- [TASK PROMPT] Copy all of the material exactly. Pictures are not to appear in the copy.

____________________

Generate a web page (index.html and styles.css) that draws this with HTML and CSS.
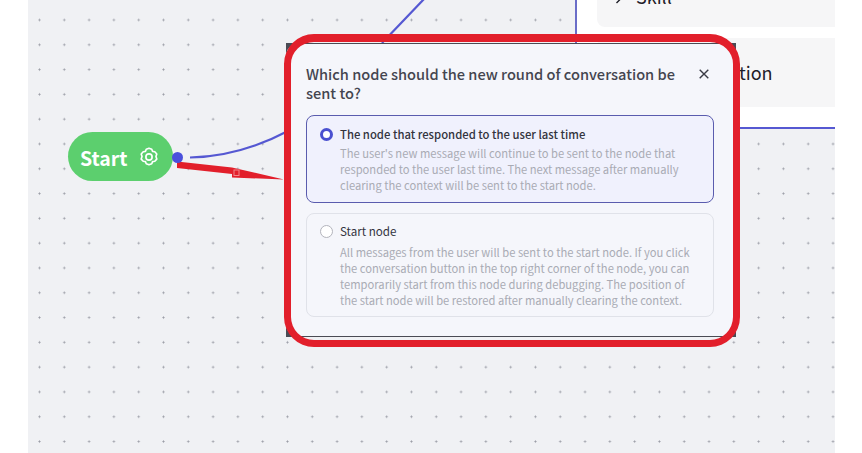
FILE: index.html
```html
<!DOCTYPE html>
<html lang="en">
<head>
    <meta charset="UTF-8">
    <meta name="viewport" content="width=device-width, initial-scale=1.0">
    <title>Dialog flow</title>
    <link rel="stylesheet" href="styles.css">
</head>
<body>
    <div class="canvas">
        <!-- edges and annotation arrow -->
        <svg class="edges" width="807" height="453" viewBox="28 0 807 453">
            <path d="M190 157.5 C 225 157 258 147 290 130 M382 43 L425 -2" fill="none" stroke="#5558d2" stroke-width="2.2"/>
            <polygon points="177,161.5 232,167.5 284,179.5 232,177.5 232,174 177,168" fill="#e21f2b"/>
            <rect x="234" y="170" width="5" height="5.5" fill="none" stroke="#f2868b"/>
        </svg>

        <div class="start-node">
            <span class="start-label">Start</span>
            <svg class="gear" width="22" height="22" viewBox="0 0 24 24" fill="none" stroke="#fff" stroke-width="1.8" stroke-linejoin="round">
                <path d="M12 2.5l3 1.1.9 2.3 2.4.4 2.2 2.4-.9 2.8.9 2.8-2.2 2.4-2.4.4-.9 2.3-3 1.1-3-1.1-.9-2.3-2.4-.4-2.2-2.4.9-2.8-.9-2.8 2.2-2.4 2.4-.4.9-2.3z"/>
                <circle cx="12" cy="12" r="3.4"/>
            </svg>
        </div>
        <div class="port"></div>

        <div class="panel">
            <div class="panel-card card-skill">
                <svg class="chevron" width="8" height="12" viewBox="0 0 8 12"><path d="M1.5 1l5 5-5 5" fill="none" stroke="#1f2029" stroke-width="1.4"/></svg>
                <span>Skill</span>
            </div>
            <div class="panel-card card-suggest">
                <svg class="chevron" width="8" height="12" viewBox="0 0 8 12"><path d="M1.5 1l5 5-5 5" fill="none" stroke="#1f2029" stroke-width="1.4"/></svg>
                <span>Auto-suggestion</span>
            </div>
        </div>

        <div class="modal-back">
            <div class="modal">
                <div class="modal-header">
                    <div class="modal-title">Which node should the new round of conversation be sent to?</div>
                    <svg class="close" width="10" height="10" viewBox="0 0 10 10">
                        <path d="M.7.7l8.6 8.6M9.3.7L.7 9.3" stroke="#3a3b45" stroke-width="1.4"/>
                    </svg>
                </div>
                <div class="option selected">
                    <span class="radio"></span>
                    <div>
                        <div class="option-title">The node that responded to the user last time</div>
                        <div class="option-desc">The user's new message will continue to be sent to the node that responded to the user last time. The next message after manually clearing the context will be sent to the start node.</div>
                    </div>
                </div>
                <div class="option start-option">
                    <span class="radio"></span>
                    <div>
                        <div class="option-title">Start node</div>
                        <div class="option-desc">All messages from the user will be sent to the start node. If you click the conversation button in the top right corner of the node, you can temporarily start from this node during debugging. The position of the start node will be restored after manually clearing the context.</div>
                    </div>
                </div>
            </div>
        </div>

        <!-- red annotation ring -->
        <div class="ring"></div>
    </div>
</body>
</html>
```

FILE: styles.css
```css
body {
    margin: 0;
    height: 453px;
    overflow: hidden;
    background-color: #ffffff;
    font-family: "Noto Sans CJK SC", "Noto Sans", sans-serif;
}
.canvas {
    position: relative;
    margin-left: 28px;
    width: 807px;
    height: 453px;
    background-color: #f0f1f4;
    background-image: radial-gradient(circle at center, #9a9ca5 0, #a5a7b0 0.8px, transparent 1.4px);
    background-size: 24.8px 24.8px;
    background-position: -0.9px 7.6px;
    overflow: hidden;
}
.edges {
    position: absolute;
    left: 0;
    top: 0;
}
.start-node {
    position: absolute;
    left: 40px;
    top: 132px;
    width: 105px;
    height: 49px;
    box-sizing: border-box;
    padding: 2px 0 0 12px;
    border-radius: 25px;
    background-color: #5ccf6e;
    color: #ffffff;
    display: flex;
    align-items: center;
    gap: 10px;
}
.start-label {
    font-size: 19.5px;
    font-weight: 700;
}
.gear {
    margin-top: -2px;
}
.port {
    position: absolute;
    left: 144px;
    top: 152px;
    width: 11px;
    height: 11px;
    border-radius: 50%;
    background-color: #4a50dc;
}
.panel {
    position: absolute;
    left: 547px;
    top: -40px;
    width: 260px;
    height: 169px;
    box-sizing: border-box;
    border-left: 2px solid #6a6dc8;
    border-bottom: 2px solid #5558d2;
    padding-left: 20px;
    background-color: #ffffff;
    display: flex;
    flex-direction: column;
    gap: 11px;
}
.panel-card {
    background-color: #f6f6f7;
    border-radius: 8px 0 0 8px;
    display: flex;
    align-items: center;
    gap: 13px;
    padding-left: 18px;
    font-size: 18px;
    color: #1f2029;
}
.card-skill {
    height: 67px;
    box-sizing: border-box;
    align-items: flex-start;
    padding-top: 23px;
}
.card-skill .chevron {
    margin-top: 9px;
}
.card-suggest {
    height: 69px;
    box-sizing: border-box;
    padding-bottom: 2px;
}
.chevron {
    flex: none;
}
.modal-back {
    position: absolute;
    left: 258px;
    top: 43px;
    width: 450px;
    height: 294px;
    box-sizing: border-box;
    padding: 1px 0;
    background-color: #4a4b54;
}
.modal {
    height: 100%;
    box-sizing: border-box;
    padding: 20px 22px 0 20px;
    border-radius: 12px;
    background-color: #f5f6fb;
}
.modal-header {
    display: flex;
    align-items: flex-start;
    justify-content: space-between;
    padding-right: 5px;
    margin-bottom: 13px;
}
.modal-title {
    width: 375px;
    font-size: 14.6px;
    font-weight: 500;
    line-height: 19px;
    color: #44454f;
}
.close {
    margin-top: 5px;
}
.option {
    display: flex;
    gap: 7px;
    padding: 9px 14px 9px 13px;
    margin-bottom: 10px;
    border: 1px solid #e0e2e9;
    border-radius: 8px;
}
.option.selected {
    border-color: #5a5cae;
    background-color: #f0f1fd;
}
.option.start-option {
    padding-top: 8px;
    padding-bottom: 8px;
}
.radio {
    flex: none;
    width: 13px;
    height: 13px;
    margin-top: 3px;
    box-sizing: border-box;
    border: 1px solid #b3b4bc;
    border-radius: 50%;
    background-color: #ffffff;
}
.selected .radio {
    border: 3.5px solid #4a50d0;
}
.option-title {
    font-size: 11.6px;
    line-height: 18px;
    color: #33343e;
    margin-bottom: 2px;
}
.start-option .option-title {
    margin-bottom: 4px;
}
.selected .option-title {
    font-size: 11.3px;
    font-weight: 500;
}
.option-desc {
    font-size: 11.2px;
    line-height: 16px;
    color: #a9abb4;
}
.ring {
    position: absolute;
    left: 256px;
    top: 34px;
    width: 456px;
    height: 313px;
    box-sizing: border-box;
    border: 7px solid #e21f2b;
    border-top-width: 8px;
    border-radius: 30px;
}
```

____________________

- [WORKED SOLUTION]
Generate a web page (index.html and styles.css) that draws this with HTML and CSS.
FILE: index.html
```html
<!DOCTYPE html>
<html lang="en">
<head>
    <meta charset="UTF-8">
    <meta name="viewport" content="width=device-width, initial-scale=1.0">
    <title>Dialog flow</title>
    <link rel="stylesheet" href="styles.css">
</head>
<body>
    <div class="canvas">
        <!-- edges and annotation arrow -->
        <svg class="edges" width="807" height="453" viewBox="28 0 807 453">
            <path d="M190 157.5 C 225 157 258 147 290 130 M382 43 L425 -2" fill="none" stroke="#5558d2" stroke-width="2.2"/>
            <polygon points="177,161.5 232,167.5 284,179.5 232,177.5 232,174 177,168" fill="#e21f2b"/>
            <rect x="234" y="170" width="5" height="5.5" fill="none" stroke="#f2868b"/>
        </svg>

        <div class="start-node">
            <span class="start-label">Start</span>
            <svg class="gear" width="22" height="22" viewBox="0 0 24 24" fill="none" stroke="#fff" stroke-width="1.8" stroke-linejoin="round">
                <path d="M12 2.5l3 1.1.9 2.3 2.4.4 2.2 2.4-.9 2.8.9 2.8-2.2 2.4-2.4.4-.9 2.3-3 1.1-3-1.1-.9-2.3-2.4-.4-2.2-2.4.9-2.8-.9-2.8 2.2-2.4 2.4-.4.9-2.3z"/>
                <circle cx="12" cy="12" r="3.4"/>
            </svg>
        </div>
        <div class="port"></div>

        <div class="panel">
            <div class="panel-card card-skill">
                <svg class="chevron" width="8" height="12" viewBox="0 0 8 12"><path d="M1.5 1l5 5-5 5" fill="none" stroke="#1f2029" stroke-width="1.4"/></svg>
                <span>Skill</span>
            </div>
            <div class="panel-card card-suggest">
                <svg class="chevron" width="8" height="12" viewBox="0 0 8 12"><path d="M1.5 1l5 5-5 5" fill="none" stroke="#1f2029" stroke-width="1.4"/></svg>
                <span>Auto-suggestion</span>
            </div>
        </div>

        <div class="modal-back">
            <div class="modal">
                <div class="modal-header">
                    <div class="modal-title">Which node should the new round of conversation be sent to?</div>
                    <svg class="close" width="10" height="10" viewBox="0 0 10 10">
                        <path d="M.7.7l8.6 8.6M9.3.7L.7 9.3" stroke="#3a3b45" stroke-width="1.4"/>
                    </svg>
                </div>
                <div class="option selected">
                    <span class="radio"></span>
                    <div>
                        <div class="option-title">The node that responded to the user last time</div>
                        <div class="option-desc">The user's new message will continue to be sent to the node that responded to the user last time. The next message after manually clearing the context will be sent to the start node.</div>
                    </div>
                </div>
                <div class="option start-option">
                    <span class="radio"></span>
                    <div>
                        <div class="option-title">Start node</div>
                        <div class="option-desc">All messages from the user will be sent to the start node. If you click the conversation button in the top right corner of the node, you can temporarily start from this node during debugging. The position of the start node will be restored after manually clearing the context.</div>
                    </div>
                </div>
            </div>
        </div>

        <!-- red annotation ring -->
        <div class="ring"></div>
    </div>
</body>
</html>
```

FILE: styles.css
```css
body {
    margin: 0;
    height: 453px;
    overflow: hidden;
    background-color: #ffffff;
    font-family: "Noto Sans CJK SC", "Noto Sans", sans-serif;
}
.canvas {
    position: relative;
    margin-left: 28px;
    width: 807px;
    height: 453px;
    background-color: #f0f1f4;
    background-image: radial-gradient(circle at center, #9a9ca5 0, #a5a7b0 0.8px, transparent 1.4px);
    background-size: 24.8px 24.8px;
    background-position: -0.9px 7.6px;
    overflow: hidden;
}
.edges {
    position: absolute;
    left: 0;
    top: 0;
}
.start-node {
    position: absolute;
    left: 40px;
    top: 132px;
    width: 105px;
    height: 49px;
    box-sizing: border-box;
    padding: 2px 0 0 12px;
    border-radius: 25px;
    background-color: #5ccf6e;
    color: #ffffff;
    display: flex;
    align-items: center;
    gap: 10px;
}
.start-label {
    font-size: 19.5px;
    font-weight: 700;
}
.gear {
    margin-top: -2px;
}
.port {
    position: absolute;
    left: 144px;
    top: 152px;
    width: 11px;
    height: 11px;
    border-radius: 50%;
    background-color: #4a50dc;
}
.panel {
    position: absolute;
    left: 547px;
    top: -40px;
    width: 260px;
    height: 169px;
    box-sizing: border-box;
    border-left: 2px solid #6a6dc8;
    border-bottom: 2px solid #5558d2;
    padding-left: 20px;
    background-color: #ffffff;
    display: flex;
    flex-direction: column;
    gap: 11px;
}
.panel-card {
    background-color: #f6f6f7;
    border-radius: 8px 0 0 8px;
    display: flex;
    align-items: center;
    gap: 13px;
    padding-left: 18px;
    font-size: 18px;
    color: #1f2029;
}
.card-skill {
    height: 67px;
    box-sizing: border-box;
    align-items: flex-start;
    padding-top: 23px;
}
.card-skill .chevron {
    margin-top: 9px;
}
.card-suggest {
    height: 69px;
    box-sizing: border-box;
    padding-bottom: 2px;
}
.chevron {
    flex: none;
}
.modal-back {
    position: absolute;
    left: 258px;
    top: 43px;
    width: 450px;
    height: 294px;
    box-sizing: border-box;
    padding: 1px 0;
    background-color: #4a4b54;
}
.modal {
    height: 100%;
    box-sizing: border-box;
    padding: 20px 22px 0 20px;
    border-radius: 12px;
    background-color: #f5f6fb;
}
.modal-header {
    display: flex;
    align-items: flex-start;
    justify-content: space-between;
    padding-right: 5px;
    margin-bottom: 13px;
}
.modal-title {
    width: 375px;
    font-size: 14.6px;
    font-weight: 500;
    line-height: 19px;
    color: #44454f;
}
.close {
    margin-top: 5px;
}
.option {
    display: flex;
    gap: 7px;
    padding: 9px 14px 9px 13px;
    margin-bottom: 10px;
    border: 1px solid #e0e2e9;
    border-radius: 8px;
}
.option.selected {
    border-color: #5a5cae;
    background-color: #f0f1fd;
}
.option.start-option {
    padding-top: 8px;
    padding-bottom: 8px;
}
.radio {
    flex: none;
    width: 13px;
    height: 13px;
    margin-top: 3px;
    box-sizing: border-box;
    border: 1px solid #b3b4bc;
    border-radius: 50%;
    background-color: #ffffff;
}
.selected .radio {
    border: 3.5px solid #4a50d0;
}
.option-title {
    font-size: 11.6px;
    line-height: 18px;
    color: #33343e;
    margin-bottom: 2px;
}
.start-option .option-title {
    margin-bottom: 4px;
}
.selected .option-title {
    font-size: 11.3px;
    font-weight: 500;
}
.option-desc {
    font-size: 11.2px;
    line-height: 16px;
    color: #a9abb4;
}
.ring {
    position: absolute;
    left: 256px;
    top: 34px;
    width: 456px;
    height: 313px;
    box-sizing: border-box;
    border: 7px solid #e21f2b;
    border-top-width: 8px;
    border-radius: 30px;
}
```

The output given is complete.